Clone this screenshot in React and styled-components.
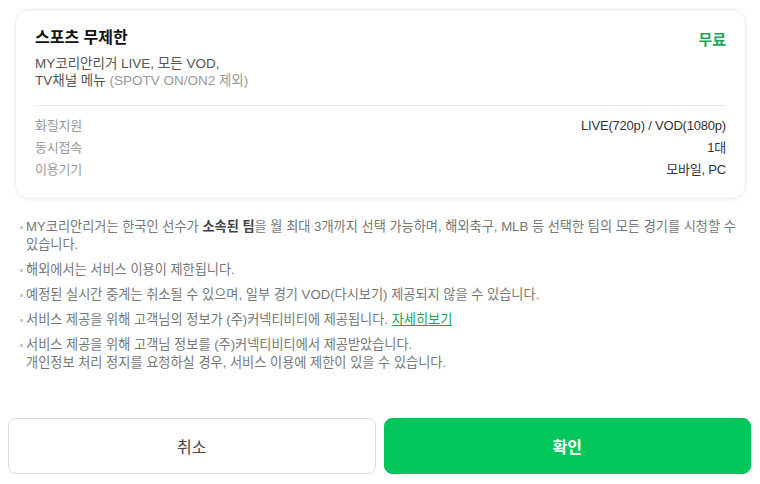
import React from "react";
import styled, { createGlobalStyle } from "styled-components";

const GlobalStyle = createGlobalStyle`
  * { box-sizing: border-box; }
  body {
    margin: 0;
    background: #fff;
    font-family: "Liberation Sans", "Noto Sans CJK KR", sans-serif;
    color: #333;
  }
`;

const Page = styled.div`
  width: 760px;
  height: 484px;
  padding: 9px 8px 0 8px;
  display: flex;
  flex-direction: column;
`;

const Card = styled.div`
  margin: 0 6px 0 7px;
  padding: 17px 19px 16px 19px;
  border: 1px solid #eeeeee;
  border-radius: 14px;
  box-shadow: 0 1px 4px rgba(0, 0, 0, 0.05);
  height: 190px;
`;

const Head = styled.div`
  display: flex;
  justify-content: space-between;
  align-items: center;
`;

const Title = styled.h2`
  margin: 0;
  font-size: 16px;
  font-weight: 700;
  color: #111;
  line-height: 22px;
`;

const Price = styled.span`
  font-size: 15px;
  font-weight: 700;
  color: #1ba65a;
`;

const Desc = styled.p`
  margin: 6px 0 0;
  font-size: 13.5px;
  line-height: 17px;
  color: #555;
`;

const Muted = styled.span`
  color: #999;
`;

const Divider = styled.hr`
  margin: 16px 0 9px;
  border: none;
  border-top: 1px solid #ebebeb;
`;

const Row = styled.div`
  display: flex;
  justify-content: space-between;
  font-size: 13px;
  line-height: 22px;
  letter-spacing: -0.2px;
`;

const Label = styled.span`
  color: #999;
`;

const Value = styled.span`
  color: #333;
`;

const Notes = styled.ul`
  list-style: none;
  margin: 19px 0 0;
  padding: 0 2px 0 18px;
  display: flex;
  flex-direction: column;
  gap: 7px;
`;

const Note = styled.li`
  position: relative;
  font-size: 13.2px;
  line-height: 18px;
  color: #777;
  &::before {
    content: "";
    position: absolute;
    left: -6px;
    top: 8px;
    width: 3px;
    height: 3px;
    background: #ccc;
  }
`;

const Strong = styled.b`
  color: #444;
  font-weight: 700;
`;

const Link = styled.a`
  color: #1ba65a;
  text-decoration: underline;
`;

const Buttons = styled.div`
  margin-top: auto;
  margin-bottom: 10px;
  display: flex;
  gap: 8px;
  padding-right: 1px;
`;

const Button = styled.button`
  flex: 1;
  height: 56px;
  border-radius: 8px;
  font-family: inherit;
  font-size: 16px;
  cursor: pointer;
  border: 1px solid ${(p) => (p.$primary ? "#03c75a" : "#dddddd")};
  background: ${(p) => (p.$primary ? "#03c75a" : "#fff")};
  color: ${(p) => (p.$primary ? "#fff" : "#444")};
  font-weight: ${(p) => (p.$primary ? 700 : 400)};
`;

const specs = [
  ["화질지원", "LIVE(720p) / VOD(1080p)"],
  ["동시접속", "1대"],
  ["이용기기", "모바일, PC"],
];

export default function App() {
  return (
    <>
      <GlobalStyle />
      <Page>
        <Card>
          <Head>
            <Title>스포츠 무제한</Title>
            <Price>무료</Price>
          </Head>
          <Desc>
            MY코리안리거 LIVE, 모든 VOD,
            <br />
            TV채널 메뉴 <Muted>(SPOTV ON/ON2 제외)</Muted>
          </Desc>
          <Divider />
          {specs.map(([k, v]) => (
            <Row key={k}>
              <Label>{k}</Label>
              <Value>{v}</Value>
            </Row>
          ))}
        </Card>
        <Notes>
          <Note>
            MY코리안리거는 한국인 선수가 <Strong>소속된 팀</Strong>을 월 최대 3개까지 선택 가능하며, 해외축구, MLB 등 선택한 팀의 모든 경기를 시청할 수 있습니다.
          </Note>
          <Note>해외에서는 서비스 이용이 제한됩니다.</Note>
          <Note>예정된 실시간 중계는 취소될 수 있으며, 일부 경기 VOD(다시보기) 제공되지 않을 수 있습니다.</Note>
          <Note>
            서비스 제공을 위해 고객님의 정보가 (주)커넥티비티에 제공됩니다. <Link href="#">자세히보기</Link>
          </Note>
          <Note>
            서비스 제공을 위해 고객님 정보를 (주)커넥티비티에서 제공받았습니다.
            <br />
            개인정보 처리 정지를 요청하실 경우, 서비스 이용에 제한이 있을 수 있습니다.
          </Note>
        </Notes>
        <Buttons>
          <Button>취소</Button>
          <Button $primary>확인</Button>
        </Buttons>
      </Page>
    </>
  );
}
..............................
Omit any images, then output the listing exactly.

Clone this screenshot in React and styled-components.
import React from "react";
import styled, { createGlobalStyle } from "styled-components";

const GlobalStyle = createGlobalStyle`
  * { box-sizing: border-box; }
  body {
    margin: 0;
    background: #fff;
    font-family: "Liberation Sans", "Noto Sans CJK KR", sans-serif;
    color: #333;
  }
`;

const Page = styled.div`
  width: 760px;
  height: 484px;
  padding: 9px 8px 0 8px;
  display: flex;
  flex-direction: column;
`;

const Card = styled.div`
  margin: 0 6px 0 7px;
  padding: 17px 19px 16px 19px;
  border: 1px solid #eeeeee;
  border-radius: 14px;
  box-shadow: 0 1px 4px rgba(0, 0, 0, 0.05);
  height: 190px;
`;

const Head = styled.div`
  display: flex;
  justify-content: space-between;
  align-items: center;
`;

const Title = styled.h2`
  margin: 0;
  font-size: 16px;
  font-weight: 700;
  color: #111;
  line-height: 22px;
`;

const Price = styled.span`
  font-size: 15px;
  font-weight: 700;
  color: #1ba65a;
`;

const Desc = styled.p`
  margin: 6px 0 0;
  font-size: 13.5px;
  line-height: 17px;
  color: #555;
`;

const Muted = styled.span`
  color: #999;
`;

const Divider = styled.hr`
  margin: 16px 0 9px;
  border: none;
  border-top: 1px solid #ebebeb;
`;

const Row = styled.div`
  display: flex;
  justify-content: space-between;
  font-size: 13px;
  line-height: 22px;
  letter-spacing: -0.2px;
`;

const Label = styled.span`
  color: #999;
`;

const Value = styled.span`
  color: #333;
`;

const Notes = styled.ul`
  list-style: none;
  margin: 19px 0 0;
  padding: 0 2px 0 18px;
  display: flex;
  flex-direction: column;
  gap: 7px;
`;

const Note = styled.li`
  position: relative;
  font-size: 13.2px;
  line-height: 18px;
  color: #777;
  &::before {
    content: "";
    position: absolute;
    left: -6px;
    top: 8px;
    width: 3px;
    height: 3px;
    background: #ccc;
  }
`;

const Strong = styled.b`
  color: #444;
  font-weight: 700;
`;

const Link = styled.a`
  color: #1ba65a;
  text-decoration: underline;
`;

const Buttons = styled.div`
  margin-top: auto;
  margin-bottom: 10px;
  display: flex;
  gap: 8px;
  padding-right: 1px;
`;

const Button = styled.button`
  flex: 1;
  height: 56px;
  border-radius: 8px;
  font-family: inherit;
  font-size: 16px;
  cursor: pointer;
  border: 1px solid ${(p) => (p.$primary ? "#03c75a" : "#dddddd")};
  background: ${(p) => (p.$primary ? "#03c75a" : "#fff")};
  color: ${(p) => (p.$primary ? "#fff" : "#444")};
  font-weight: ${(p) => (p.$primary ? 700 : 400)};
`;

const specs = [
  ["화질지원", "LIVE(720p) / VOD(1080p)"],
  ["동시접속", "1대"],
  ["이용기기", "모바일, PC"],
];

export default function App() {
  return (
    <>
      <GlobalStyle />
      <Page>
        <Card>
          <Head>
            <Title>스포츠 무제한</Title>
            <Price>무료</Price>
          </Head>
          <Desc>
            MY코리안리거 LIVE, 모든 VOD,
            <br />
            TV채널 메뉴 <Muted>(SPOTV ON/ON2 제외)</Muted>
          </Desc>
          <Divider />
          {specs.map(([k, v]) => (
            <Row key={k}>
              <Label>{k}</Label>
              <Value>{v}</Value>
            </Row>
          ))}
        </Card>
        <Notes>
          <Note>
            MY코리안리거는 한국인 선수가 <Strong>소속된 팀</Strong>을 월 최대 3개까지 선택 가능하며, 해외축구, MLB 등 선택한 팀의 모든 경기를 시청할 수 있습니다.
          </Note>
          <Note>해외에서는 서비스 이용이 제한됩니다.</Note>
          <Note>예정된 실시간 중계는 취소될 수 있으며, 일부 경기 VOD(다시보기) 제공되지 않을 수 있습니다.</Note>
          <Note>
            서비스 제공을 위해 고객님의 정보가 (주)커넥티비티에 제공됩니다. <Link href="#">자세히보기</Link>
          </Note>
          <Note>
            서비스 제공을 위해 고객님 정보를 (주)커넥티비티에서 제공받았습니다.
            <br />
            개인정보 처리 정지를 요청하실 경우, 서비스 이용에 제한이 있을 수 있습니다.
          </Note>
        </Notes>
        <Buttons>
          <Button>취소</Button>
          <Button $primary>확인</Button>
        </Buttons>
      </Page>
    </>
  );
}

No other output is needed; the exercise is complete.